Nye County Code will be changed effective April 27 to require an inspection by the Nevada Division of Manufactured Housing before mobile homes can be placed on a lot, after county commission action Tuesday.

Richard Johnson, manager of building safety and code compliance, said there have been 60 or 70 code compliance cases over the last year and a half involving mobile homes brought onto lots with no fees paid. Johnson said he discussed the problem with Scott Lewis, chief of the Pahrum Valley Fire and Rescue Service.

But Commissioner Butch Borasky persuaded the board another provision in the code, requiring inspections before an addition would be permitted, would be too onerous.

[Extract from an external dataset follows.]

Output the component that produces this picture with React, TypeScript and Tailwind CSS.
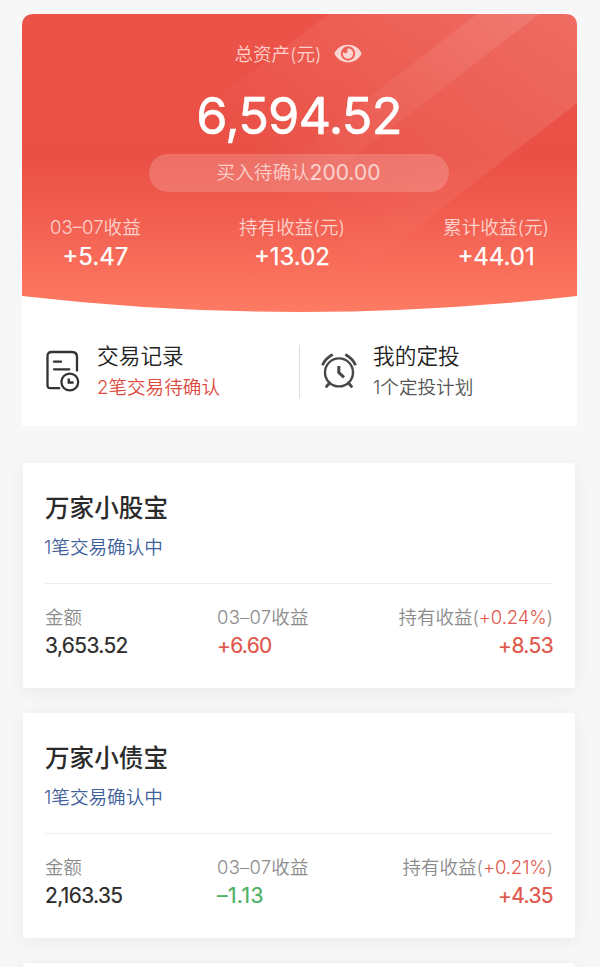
import React from 'react';

interface Fund {
  name: string;
  pending: string;
  amount: string;
  daily: string;
  rate: string;
  holding: string;
}

interface StatProps {
  label: string;
  value: string;
}

const funds: Fund[] = [
  { name: '万家小股宝', pending: '1笔交易确认中', amount: '3,653.52', daily: '+6.60', rate: '+0.24%', holding: '+8.53' },
  { name: '万家小债宝', pending: '1笔交易确认中', amount: '2,163.35', daily: '–1.13', rate: '+0.21%', holding: '+4.35' },
];

const EyeIcon: React.FC = () => (
  <svg width="28" height="19" viewBox="0 0 28 19" className="block">
    <path d="M0.3 9.5C3 4 8 0.7 14 0.7S25 4 27.7 9.5C25 15 20 18.3 14 18.3S3 15 0.3 9.5Z" fill="#fbd5d1" />
    <circle cx="14" cy="9.5" r="7.2" fill="#ec6157" />
    <path d="M14 4.3A5.2 5.2 0 1 1 8.8 9.5Q8.8 8.8 9 8.1Q10.2 9.6 12 9.1Q14.4 8.2 13.2 5.4Z" fill="#fbd5d1" />
  </svg>
);

const RecordIcon: React.FC = () => (
  <svg width="34" height="42" viewBox="0 0 34 42" fill="none" stroke="#333" strokeWidth="2.3" strokeLinecap="round" className="block">
    <path d="M13.2 38.2H4.2Q1.5 38.2 1.5 35.5V6Q1.5 2 5.5 2H26Q31 2 31 7V20.5" />
    <path d="M8 11.7H15M8 19.3H23.3" />
    <circle cx="23.8" cy="32" r="8.4" />
    <path d="M22.8 28.5V32.6H27.6" strokeWidth="2.5" strokeLinecap="butt" />
  </svg>
);

const AlarmIcon: React.FC = () => (
  <svg width="36" height="36" viewBox="0 0 36 36" fill="none" stroke="#484848" strokeWidth="2.4" strokeLinecap="round" className="block">
    <circle cx="18" cy="19.4" r="14" />
    <path d="M8.6 29.8L5.5 33.5M27.4 29.8L30.5 33.5" strokeWidth="2.8" />
    <path d="M1.5 12.2Q4.4 5.2 11.7 1.5M34.5 12.2Q31.6 5.2 24.3 1.5" strokeWidth="2.9" strokeLinecap="butt" />
    <path d="M17.8 13V19.5L23 24.3" strokeWidth="3" strokeLinecap="butt" />
  </svg>
);

const HeaderBackground: React.FC = () => (
  <svg width="555" height="299" viewBox="0 0 555 299" className="absolute left-0 top-0">
    <defs>
      <linearGradient id="base" x1="0" y1="0" x2="0" y2="1">
        <stop offset="0" stopColor="#ec5348" />
        <stop offset="0.48" stopColor="#ea5045" />
        <stop offset="0.64" stopColor="#f05b4e" />
        <stop offset="1" stopColor="#ff7b63" />
      </linearGradient>
      <linearGradient id="wide" gradientUnits="userSpaceOnUse" x1="540" y1="0" x2="310" y2="230">
        <stop offset="0" stopColor="#fff" stopOpacity="0.14" />
        <stop offset="1" stopColor="#fff" stopOpacity="0" />
      </linearGradient>
      <linearGradient id="narrow" gradientUnits="userSpaceOnUse" x1="500" y1="0" x2="260" y2="200">
        <stop offset="0" stopColor="#fff" stopOpacity="0.1" />
        <stop offset="1" stopColor="#fff" stopOpacity="0" />
      </linearGradient>
      <clipPath id="shape">
        <path d="M0 12Q0 0 12 0H543Q555 0 555 12V282Q277.5 314 0 282Z" />
      </clipPath>
    </defs>
    <g clipPath="url(#shape)">
      <rect width="555" height="299" fill="url(#base)" />
      <path d="M307 0H555V89L285 299H-90Z" fill="url(#wide)" />
      <path d="M455 0H517L131 299H69Z" fill="url(#narrow)" />
    </g>
  </svg>
);

const HeaderStat: React.FC<StatProps> = ({ label, value }) => (
  <div className="text-center">
    <div className="text-[18.6px] leading-[28px] font-[350] text-[#fcd2cd]">{label}</div>
    <div className="text-[24px] leading-[32px] text-white [-webkit-text-stroke:0.25px]">{value}</div>
  </div>
);

const FundCard: React.FC<{ fund: Fund }> = ({ fund }) => (
  <div className="h-[225px] rounded-[3px] bg-white px-[22px] pt-[29px] shadow-[0_3px_18px_rgba(0,0,0,0.06)]">
    <h2 className="text-[24.6px] leading-[32px] font-medium text-[#2b2b2b]">{fund.name}</h2>
    <p className="-ml-px mt-[9px] text-[18.6px] leading-[28px] font-[350] text-[#3f5f9b]">{fund.pending}</p>
    <div className="mt-[22px] border-t border-[#eeeeee]" />
    <div className="mt-[19px] flex text-[18.5px] leading-[28px] font-[350] text-[#8b8b8b]">
      <div className="w-[172px]">
        <div>金额</div>
        <div className="mt-px text-[21px] font-normal text-[#2b2b2b] tracking-[-0.6px] [-webkit-text-stroke:0.2px]">{fund.amount}</div>
      </div>
      <div>
        <div className="tracking-[0.2px]">03–07收益</div>
        <div
          className={`mt-px text-[21px] font-normal [-webkit-text-stroke:0.2px] ${
            fund.daily.startsWith('+') ? 'tracking-[-0.7px] text-[#e0564b]' : 'tracking-[0.4px] text-[#4bb061]'
          }`}
        >
          {fund.daily}
        </div>
      </div>
      <div className="ml-auto text-right">
        <div>
          持有收益(<span className="font-[350] text-[#e0564b] tracking-[-0.1px]">{fund.rate}</span>)
        </div>
        <div className="mt-px text-[21px] font-normal text-[#e0564b] tracking-[-0.6px] [-webkit-text-stroke:0.2px]">{fund.holding}</div>
      </div>
    </div>
  </div>
);

const App: React.FC = () => {
  return (
    <div className="h-[967px] w-[600px] overflow-hidden bg-[#f7f7f7] pt-[13.5px] font-['Inter','Noto_Sans_CJK_SC',sans-serif]">
      <div className="relative ml-[22px] h-[412.5px] w-[555px] rounded-t-[13px] bg-white">
        <HeaderBackground />
        <div className="relative h-[298px] pt-[26px]">
          <div className="-ml-[2px] flex items-center justify-center gap-[13px]">
            <span className="text-[18.5px] leading-[28px] font-[350] text-[#fcd2cd]">总资产(元)</span>
            <EyeIcon />
          </div>
          <div className="mt-[16px] -ml-px text-center text-[50.5px] leading-[64px] text-white tracking-[-0.8px] [-webkit-text-stroke:0.6px]">6,594.52</div>
          <div className="mx-auto mt-[6px] flex h-[38px] w-[300px] -translate-x-px items-center justify-center rounded-full bg-white/18 text-[#fbd0cb]">
            <span className="text-[18.6px] font-[350]">买入待确认</span>
            <span className="text-[21px] [-webkit-text-stroke:0.15px]">200.00</span>
          </div>
          <div className="mt-[21px] flex justify-between px-[28px]">
            <HeaderStat label="03–07收益" value="+5.47" />
            <HeaderStat label="持有收益(元)" value="+13.02" />
            <HeaderStat label="累计收益(元)" value="+44.01" />
          </div>
        </div>
        <div className="flex pt-[30px]">
          <div className="flex w-[277px] pl-[24px]">
            <div className="pt-[8px]">
              <RecordIcon />
            </div>
            <div className="ml-[17px]">
              <div className="text-[21.7px] leading-[28px] font-[350] text-[#222]">交易记录</div>
              <div className="mt-[3px] text-[18.6px] leading-[28px] font-[350] text-[#dc4a40]">2笔交易待确认</div>
            </div>
          </div>
          <div className="mt-[3px] h-[53px] w-px bg-[#dedede]" />
          <div className="flex pl-[21px]">
            <div className="pt-[11px]">
              <AlarmIcon />
            </div>
            <div className="ml-[16px]">
              <div className="text-[21.7px] leading-[28px] font-[350] text-[#222]">我的定投</div>
              <div className="mt-[3px] text-[18.6px] leading-[28px] font-[350] text-[#555]">1个定投计划</div>
            </div>
          </div>
        </div>
      </div>
      <div className="ml-[23px] mt-[37px] flex w-[552px] flex-col gap-[25px]">
        {funds.map((fund) => (
          <FundCard key={fund.name} fund={fund} />
        ))}
        <div className="h-[225px] rounded-[3px] bg-white shadow-[0_3px_18px_rgba(0,0,0,0.06)]" />
      </div>
    </div>
  );
};

export default App;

The Pahrump Regional Planning Commission last July had suggested amending county codes to require structures built prior to Oct. 1, 1998, and not residing in a special flood hazard area to comply with current building codes and inspections if they are expanded.

Another change to county code would eliminate a requirement for another soils report if a property owner was replacing a manufactured home with another one of equal size or smaller.

Johnson said the stealth movement of manufactured homes into Pahrump, usually from Las Vegas, could be a health problem.

"We want to make a level playing field between manufactured housing and stick-built houses in Pahrump. Currently, on stick-built homes before they can be moved into, the service boxes have to be examined and we make sure it is electrically sound before it is energized when people move in," Johnson said.

"We have had a problem in Pahrump with mobile homes being moved in in the middle of the night to residential neighborhoods. The pedestals are energized, people move into the homes, the county doesn't get any inspections, no impact fees, and people are living illegally in a home that has never been safety inspected and we have a difficult time getting them out," Johnson said.

The inspections for additions onto existing homes however were termed by Borasky as "an invasion of privacy."

Johnson agreed with striking the requirement to inspect additions. Homes built before 1998 were built before county codes were in place.

"It's a terrible burden on a homeowner to have to bring those up to current code in order to expand those facilities," Johnson said.

Borasky said he doesn't like ordinances that are "strange or intrusive," especially with the tough economic times.

"I think maybe we're getting too intrusive. Give me some numbers. I want to see how many per year come into town, circumvent the law and get them hooked up at night," Borasky said.